Old-fashioned fair in 99th year
More than the famous homemade fruit pies, served all three days at the 99th Vinland Fair, draws a crowd to this rural Douglas County celebration.
“It’s just a down-home fair,” said Barbara Maycock of Vinland. “Everything’s just kind of like it was in the old days, and that’s what’s fun about it.”
Maycock and her daughter had just competed in the log-sawing competition on the fair’s opening day.
The second day of the three-day fair opens at 10 this morning with stock bicycle races.
Several children enjoyed milling around the fairgrounds Thursday afternoon and learning about how things used to be done on the farm.
During competition, John Robbs, who lives near Vinland, and his buddy Isaac Smith yanked a two-man saw across a log as it screeched back and forth. They finished in 30 seconds.
“I just think it’s cool,” Robbs said. “I’m more excited about the (hay) bale toss.”
He wants to beat his 9-foot, 3-inch bale toss last week at the Douglas County Fair. He also has entered a rocket and a picture he painted as exhibits for judging.

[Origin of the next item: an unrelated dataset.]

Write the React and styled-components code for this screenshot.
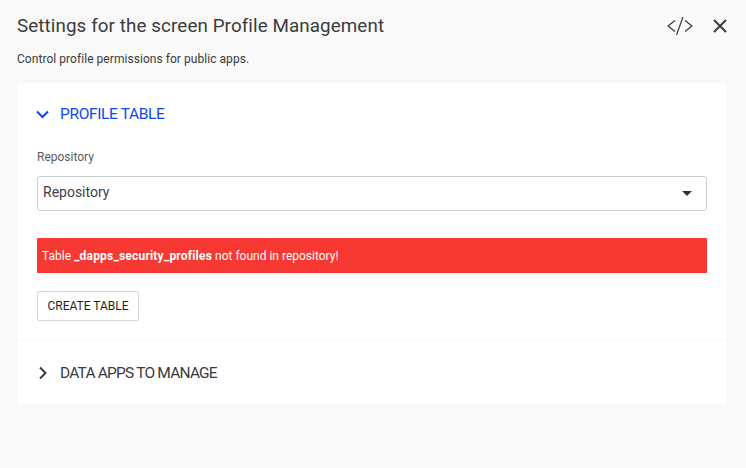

Fair judges and superintendents were busy Thursday afternoon accepting entries.
Ray Wilber, the fair’s agricultural superintendent, has lived in the Vinland area since 1971. A large cabbage – the biggest one he has seen – was plopped a few feet from him on a table.
But he expected his tables to be full with carrots, tomatoes and other food items later when more people got off work and rushed to the fairgrounds.
“It’s kind of a neighborhood reunion,” Wilber said.
He says the event’s tradition and the food have kept it going strong one year shy of the century mark.
The Vinland PTO served spaghetti dinners Thursday, and fair volunteers will serve barbecue beef Friday and Saturday, chicken noodle dinners Friday and beef brisket Saturday.
“It’s just not dwindling at all. It gets bigger, if anything,” Wilber said.